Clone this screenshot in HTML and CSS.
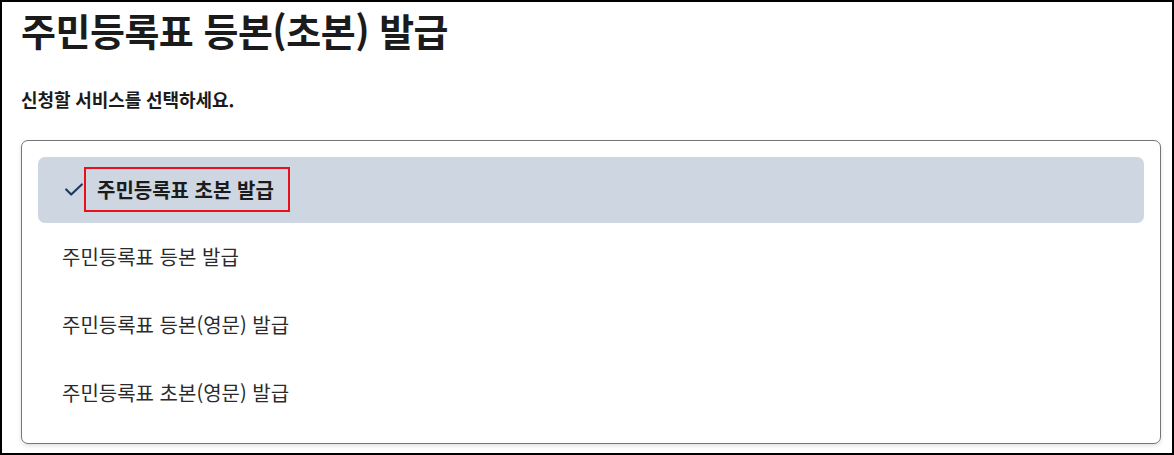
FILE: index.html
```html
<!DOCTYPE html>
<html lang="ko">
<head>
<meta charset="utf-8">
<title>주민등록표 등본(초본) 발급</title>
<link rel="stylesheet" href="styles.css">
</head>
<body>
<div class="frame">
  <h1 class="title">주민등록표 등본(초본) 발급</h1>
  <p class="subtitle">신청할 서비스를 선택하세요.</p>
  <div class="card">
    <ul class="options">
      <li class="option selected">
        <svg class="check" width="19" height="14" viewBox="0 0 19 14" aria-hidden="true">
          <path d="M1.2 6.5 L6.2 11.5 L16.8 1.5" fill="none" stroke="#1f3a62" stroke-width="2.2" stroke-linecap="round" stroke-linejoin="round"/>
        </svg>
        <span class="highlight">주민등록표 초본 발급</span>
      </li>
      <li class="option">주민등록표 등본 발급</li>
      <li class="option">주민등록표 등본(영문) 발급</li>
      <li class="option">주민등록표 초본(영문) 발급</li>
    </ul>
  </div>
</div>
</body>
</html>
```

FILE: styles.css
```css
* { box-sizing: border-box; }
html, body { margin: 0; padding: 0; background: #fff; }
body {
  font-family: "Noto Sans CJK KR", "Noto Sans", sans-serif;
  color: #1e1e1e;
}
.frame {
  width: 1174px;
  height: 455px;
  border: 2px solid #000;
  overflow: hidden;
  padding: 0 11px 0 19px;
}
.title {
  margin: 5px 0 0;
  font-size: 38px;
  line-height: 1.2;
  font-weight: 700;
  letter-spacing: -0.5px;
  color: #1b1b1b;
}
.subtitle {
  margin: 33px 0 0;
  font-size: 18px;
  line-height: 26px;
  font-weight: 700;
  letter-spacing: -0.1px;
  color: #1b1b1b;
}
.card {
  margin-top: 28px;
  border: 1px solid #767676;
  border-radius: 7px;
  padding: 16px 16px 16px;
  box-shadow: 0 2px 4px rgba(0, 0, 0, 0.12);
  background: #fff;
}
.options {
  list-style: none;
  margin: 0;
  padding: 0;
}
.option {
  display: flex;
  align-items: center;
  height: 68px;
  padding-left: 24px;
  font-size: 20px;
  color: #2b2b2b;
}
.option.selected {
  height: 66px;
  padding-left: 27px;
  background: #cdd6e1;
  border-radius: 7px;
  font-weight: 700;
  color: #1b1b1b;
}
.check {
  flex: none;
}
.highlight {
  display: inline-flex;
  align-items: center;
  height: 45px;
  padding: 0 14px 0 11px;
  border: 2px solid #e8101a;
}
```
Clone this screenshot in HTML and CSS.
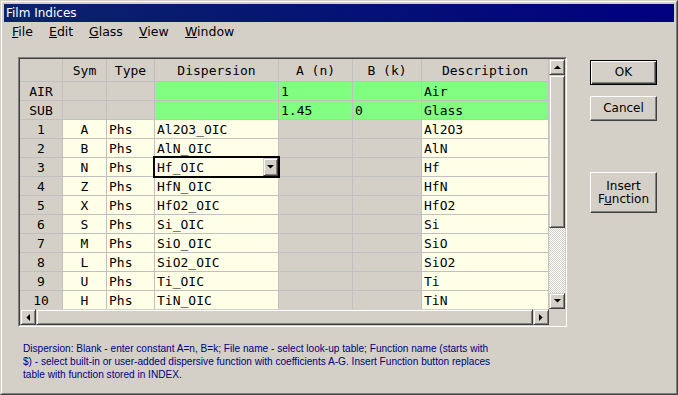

- **What is needed**:
Print the whole listing above once more, word for word, without its pictures.

- **Full output**:
Clone this screenshot in HTML and CSS.
FILE: index.html
```html
<!DOCTYPE html>
<html lang="ko">
<head>
<meta charset="utf-8">
<title>주민등록표 등본(초본) 발급</title>
<link rel="stylesheet" href="styles.css">
</head>
<body>
<div class="frame">
  <h1 class="title">주민등록표 등본(초본) 발급</h1>
  <p class="subtitle">신청할 서비스를 선택하세요.</p>
  <div class="card">
    <ul class="options">
      <li class="option selected">
        <svg class="check" width="19" height="14" viewBox="0 0 19 14" aria-hidden="true">
          <path d="M1.2 6.5 L6.2 11.5 L16.8 1.5" fill="none" stroke="#1f3a62" stroke-width="2.2" stroke-linecap="round" stroke-linejoin="round"/>
        </svg>
        <span class="highlight">주민등록표 초본 발급</span>
      </li>
      <li class="option">주민등록표 등본 발급</li>
      <li class="option">주민등록표 등본(영문) 발급</li>
      <li class="option">주민등록표 초본(영문) 발급</li>
    </ul>
  </div>
</div>
</body>
</html>
```

FILE: styles.css
```css
* { box-sizing: border-box; }
html, body { margin: 0; padding: 0; background: #fff; }
body {
  font-family: "Noto Sans CJK KR", "Noto Sans", sans-serif;
  color: #1e1e1e;
}
.frame {
  width: 1174px;
  height: 455px;
  border: 2px solid #000;
  overflow: hidden;
  padding: 0 11px 0 19px;
}
.title {
  margin: 5px 0 0;
  font-size: 38px;
  line-height: 1.2;
  font-weight: 700;
  letter-spacing: -0.5px;
  color: #1b1b1b;
}
.subtitle {
  margin: 33px 0 0;
  font-size: 18px;
  line-height: 26px;
  font-weight: 700;
  letter-spacing: -0.1px;
  color: #1b1b1b;
}
.card {
  margin-top: 28px;
  border: 1px solid #767676;
  border-radius: 7px;
  padding: 16px 16px 16px;
  box-shadow: 0 2px 4px rgba(0, 0, 0, 0.12);
  background: #fff;
}
.options {
  list-style: none;
  margin: 0;
  padding: 0;
}
.option {
  display: flex;
  align-items: center;
  height: 68px;
  padding-left: 24px;
  font-size: 20px;
  color: #2b2b2b;
}
.option.selected {
  height: 66px;
  padding-left: 27px;
  background: #cdd6e1;
  border-radius: 7px;
  font-weight: 700;
  color: #1b1b1b;
}
.check {
  flex: none;
}
.highlight {
  display: inline-flex;
  align-items: center;
  height: 45px;
  padding: 0 14px 0 11px;
  border: 2px solid #e8101a;
}
```
Clone this screenshot in HTML and CSS.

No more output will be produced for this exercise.